>>>>>

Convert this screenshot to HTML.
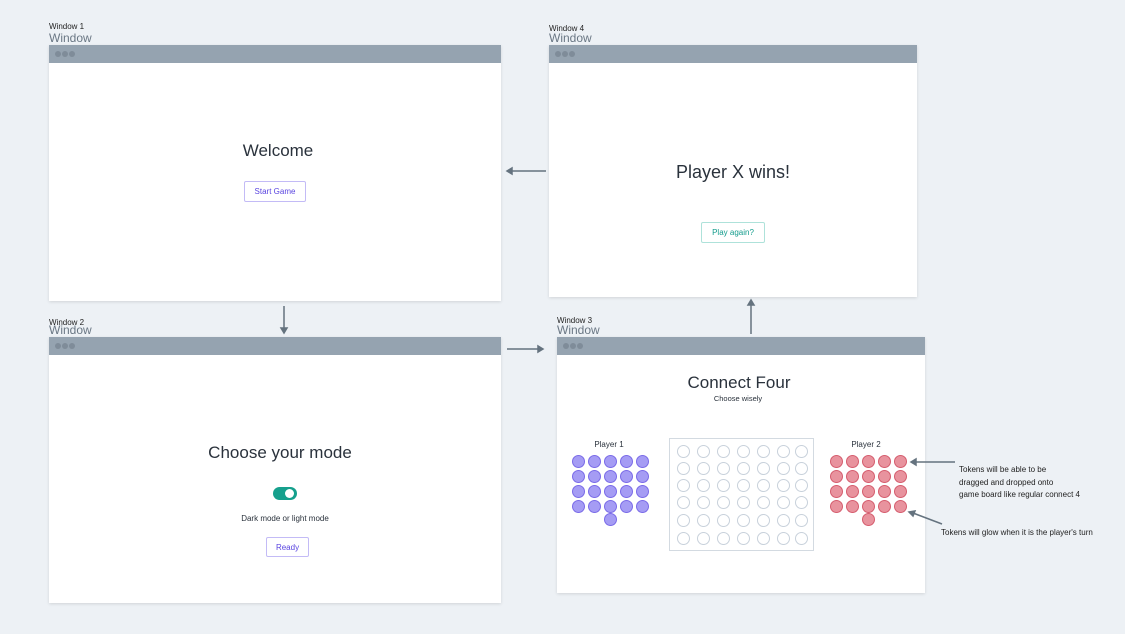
<!DOCTYPE html><html><head><style>
*{margin:0;padding:0;box-sizing:border-box}
body{width:1125px;height:634px;background:#edf1f5;font-family:"Liberation Sans",sans-serif;position:relative;overflow:hidden;color:#2a323c}
.a{position:absolute}
.win{position:absolute;background:#fff;box-shadow:0 1px 3px rgba(0,0,0,.12)}
.tb{height:18px;background:#95a3b0;position:relative}
.tb i{position:absolute;top:6px;width:6px;height:6px;border-radius:50%;background:#7f8c99}
.l1{position:absolute;font-size:8px;color:#222}
.l2{position:absolute;font-size:12px;color:#6a7784}
.c{position:absolute;text-align:center;white-space:nowrap;transform:translateX(-50%)}
.btn{position:absolute;border:1.5px solid;border-radius:2px;font-size:8px;display:flex;align-items:center;justify-content:center;background:#fff}
.dot{position:absolute;width:13px;height:13px;border-radius:50%}
.p1{background:#a59cf4;border:1.3px solid #7a6be8}
.p2{background:#e8939e;border:1.3px solid #d55d6e}
.e{position:absolute;width:13px;height:13px;border-radius:50%;border:1.3px solid #c8d1db}
.n{position:absolute;font-size:8px;color:#222;white-space:nowrap}
</style></head><body>
<div class="l1" style="left:49px;top:22px">Window 1</div><div class="l2" style="left:49px;top:31px">Window</div>
<div class="l1" style="left:549px;top:24px">Window 4</div><div class="l2" style="left:549px;top:31px">Window</div>
<div class="l1" style="left:49px;top:318px">Window 2</div><div class="l2" style="left:49px;top:323px">Window</div>
<div class="l1" style="left:557px;top:316px">Window 3</div><div class="l2" style="left:557px;top:323px">Window</div>

<div class="win" style="left:49px;top:45px;width:452px;height:256px"><div class="tb"><i style="left:6px"></i><i style="left:13px"></i><i style="left:20px"></i></div></div>
<div class="win" style="left:549px;top:45px;width:368px;height:252px"><div class="tb"><i style="left:6px"></i><i style="left:13px"></i><i style="left:20px"></i></div></div>
<div class="win" style="left:49px;top:337px;width:452px;height:266px"><div class="tb"><i style="left:6px"></i><i style="left:13px"></i><i style="left:20px"></i></div></div>
<div class="win" style="left:557px;top:337px;width:368px;height:256px"><div class="tb"><i style="left:6px"></i><i style="left:13px"></i><i style="left:20px"></i></div></div>

<div class="c" style="left:278px;top:141px;font-size:17px">Welcome</div>
<div class="btn" style="left:244px;top:181px;width:62px;height:21px;border-color:#c3bbf6;color:#5a45e0">Start Game</div>
<div class="c" style="left:733px;top:162px;font-size:18px">Player X wins!</div>
<div class="btn" style="left:701px;top:222px;width:64px;height:21px;border-color:#aee2da;color:#139c8c">Play again?</div>
<div class="c" style="left:280px;top:443px;font-size:17px">Choose your mode</div>
<div class="a" style="left:273px;top:487px;width:24px;height:13px;border-radius:7px;background:#16a08d"><div class="a" style="left:12px;top:2px;width:9px;height:9px;border-radius:50%;background:#fff"></div></div>
<div class="c" style="left:285px;top:514px;font-size:8px">Dark mode or light mode</div>
<div class="btn" style="left:266px;top:537px;width:43px;height:20px;border-color:#c3bbf6;color:#5a45e0">Ready</div>
<div class="c" style="left:739px;top:373px;font-size:17px">Connect Four</div>
<div class="c" style="left:738px;top:394px;font-size:7.5px">Choose wisely</div>
<div class="c" style="left:609px;top:440px;font-size:8px">Player 1</div>
<div class="c" style="left:866px;top:440px;font-size:8px">Player 2</div>
<div class="a" style="left:669px;top:438px;width:145px;height:113px;border:1.5px solid #d3dae1"></div>
<div id="g"></div>
<div class="n" style="left:959px;top:464px;line-height:12.5px">Tokens will be able to be<br>dragged and dropped onto<br>game board like regular connect 4</div>
<div class="n" style="left:941px;top:528px">Tokens will glow when it is the player's turn</div>
<svg class="a" style="left:0;top:0" width="1125" height="634"><g stroke="#65737f" stroke-width="1.5" fill="#65737f">
<line x1="546" y1="171" x2="510" y2="171"/><path d="M507 171l5-3v6z"/>
<line x1="284" y1="306" x2="284" y2="330"/><path d="M284 333l-3-5h6z"/>
<line x1="507" y1="349" x2="540" y2="349"/><path d="M543 349l-5-3v6z"/>
<line x1="751" y1="334" x2="751" y2="303"/><path d="M751 300l-3 5h6z"/>
<line x1="955" y1="462" x2="915" y2="462"/><path d="M911 462l5-3v6z"/>
<line x1="942" y1="524" x2="913" y2="513"/><path d="M909 512l6 -1l-2 5z"/>
</g></svg>
<script>
var h='',xs=[578,594,610,626,642],ys=[461,476,491,506];
ys.forEach(y=>xs.forEach(x=>{h+='<div class="dot p1" style="left:'+(x-6.5)+'px;top:'+(y-6.5)+'px"></div>';h+='<div class="dot p2" style="left:'+(x+258-6.5)+'px;top:'+(y-6.5)+'px"></div>'}));
h+='<div class="dot p1" style="left:603.5px;top:512.5px"></div><div class="dot p2" style="left:861.5px;top:512.5px"></div>';
[683,703,723,743,763,783,801].forEach(x=>[451,468,485,502,520,538].forEach(y=>{h+='<div class="e" style="left:'+(x-6.5)+'px;top:'+(y-6.5)+'px"></div>'}));
document.getElementById('g').innerHTML=h;
</script>
</body></html>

<<<<<

■ Task instructions: Your copy of the data should match it exactly, except that pictures are left out.

■ Written response:
Convert this screenshot to HTML.
<!DOCTYPE html><html><head><style>
*{margin:0;padding:0;box-sizing:border-box}
body{width:1125px;height:634px;background:#edf1f5;font-family:"Liberation Sans",sans-serif;position:relative;overflow:hidden;color:#2a323c}
.a{position:absolute}
.win{position:absolute;background:#fff;box-shadow:0 1px 3px rgba(0,0,0,.12)}
.tb{height:18px;background:#95a3b0;position:relative}
.tb i{position:absolute;top:6px;width:6px;height:6px;border-radius:50%;background:#7f8c99}
.l1{position:absolute;font-size:8px;color:#222}
.l2{position:absolute;font-size:12px;color:#6a7784}
.c{position:absolute;text-align:center;white-space:nowrap;transform:translateX(-50%)}
.btn{position:absolute;border:1.5px solid;border-radius:2px;font-size:8px;display:flex;align-items:center;justify-content:center;background:#fff}
.dot{position:absolute;width:13px;height:13px;border-radius:50%}
.p1{background:#a59cf4;border:1.3px solid #7a6be8}
.p2{background:#e8939e;border:1.3px solid #d55d6e}
.e{position:absolute;width:13px;height:13px;border-radius:50%;border:1.3px solid #c8d1db}
.n{position:absolute;font-size:8px;color:#222;white-space:nowrap}
</style></head><body>
<div class="l1" style="left:49px;top:22px">Window 1</div><div class="l2" style="left:49px;top:31px">Window</div>
<div class="l1" style="left:549px;top:24px">Window 4</div><div class="l2" style="left:549px;top:31px">Window</div>
<div class="l1" style="left:49px;top:318px">Window 2</div><div class="l2" style="left:49px;top:323px">Window</div>
<div class="l1" style="left:557px;top:316px">Window 3</div><div class="l2" style="left:557px;top:323px">Window</div>

<div class="win" style="left:49px;top:45px;width:452px;height:256px"><div class="tb"><i style="left:6px"></i><i style="left:13px"></i><i style="left:20px"></i></div></div>
<div class="win" style="left:549px;top:45px;width:368px;height:252px"><div class="tb"><i style="left:6px"></i><i style="left:13px"></i><i style="left:20px"></i></div></div>
<div class="win" style="left:49px;top:337px;width:452px;height:266px"><div class="tb"><i style="left:6px"></i><i style="left:13px"></i><i style="left:20px"></i></div></div>
<div class="win" style="left:557px;top:337px;width:368px;height:256px"><div class="tb"><i style="left:6px"></i><i style="left:13px"></i><i style="left:20px"></i></div></div>

<div class="c" style="left:278px;top:141px;font-size:17px">Welcome</div>
<div class="btn" style="left:244px;top:181px;width:62px;height:21px;border-color:#c3bbf6;color:#5a45e0">Start Game</div>
<div class="c" style="left:733px;top:162px;font-size:18px">Player X wins!</div>
<div class="btn" style="left:701px;top:222px;width:64px;height:21px;border-color:#aee2da;color:#139c8c">Play again?</div>
<div class="c" style="left:280px;top:443px;font-size:17px">Choose your mode</div>
<div class="a" style="left:273px;top:487px;width:24px;height:13px;border-radius:7px;background:#16a08d"><div class="a" style="left:12px;top:2px;width:9px;height:9px;border-radius:50%;background:#fff"></div></div>
<div class="c" style="left:285px;top:514px;font-size:8px">Dark mode or light mode</div>
<div class="btn" style="left:266px;top:537px;width:43px;height:20px;border-color:#c3bbf6;color:#5a45e0">Ready</div>
<div class="c" style="left:739px;top:373px;font-size:17px">Connect Four</div>
<div class="c" style="left:738px;top:394px;font-size:7.5px">Choose wisely</div>
<div class="c" style="left:609px;top:440px;font-size:8px">Player 1</div>
<div class="c" style="left:866px;top:440px;font-size:8px">Player 2</div>
<div class="a" style="left:669px;top:438px;width:145px;height:113px;border:1.5px solid #d3dae1"></div>
<div id="g"></div>
<div class="n" style="left:959px;top:464px;line-height:12.5px">Tokens will be able to be<br>dragged and dropped onto<br>game board like regular connect 4</div>
<div class="n" style="left:941px;top:528px">Tokens will glow when it is the player's turn</div>
<svg class="a" style="left:0;top:0" width="1125" height="634"><g stroke="#65737f" stroke-width="1.5" fill="#65737f">
<line x1="546" y1="171" x2="510" y2="171"/><path d="M507 171l5-3v6z"/>
<line x1="284" y1="306" x2="284" y2="330"/><path d="M284 333l-3-5h6z"/>
<line x1="507" y1="349" x2="540" y2="349"/><path d="M543 349l-5-3v6z"/>
<line x1="751" y1="334" x2="751" y2="303"/><path d="M751 300l-3 5h6z"/>
<line x1="955" y1="462" x2="915" y2="462"/><path d="M911 462l5-3v6z"/>
<line x1="942" y1="524" x2="913" y2="513"/><path d="M909 512l6 -1l-2 5z"/>
</g></svg>
<script>
var h='',xs=[578,594,610,626,642],ys=[461,476,491,506];
ys.forEach(y=>xs.forEach(x=>{h+='<div class="dot p1" style="left:'+(x-6.5)+'px;top:'+(y-6.5)+'px"></div>';h+='<div class="dot p2" style="left:'+(x+258-6.5)+'px;top:'+(y-6.5)+'px"></div>'}));
h+='<div class="dot p1" style="left:603.5px;top:512.5px"></div><div class="dot p2" style="left:861.5px;top:512.5px"></div>';
[683,703,723,743,763,783,801].forEach(x=>[451,468,485,502,520,538].forEach(y=>{h+='<div class="e" style="left:'+(x-6.5)+'px;top:'+(y-6.5)+'px"></div>'}));
document.getElementById('g').innerHTML=h;
</script>
</body></html>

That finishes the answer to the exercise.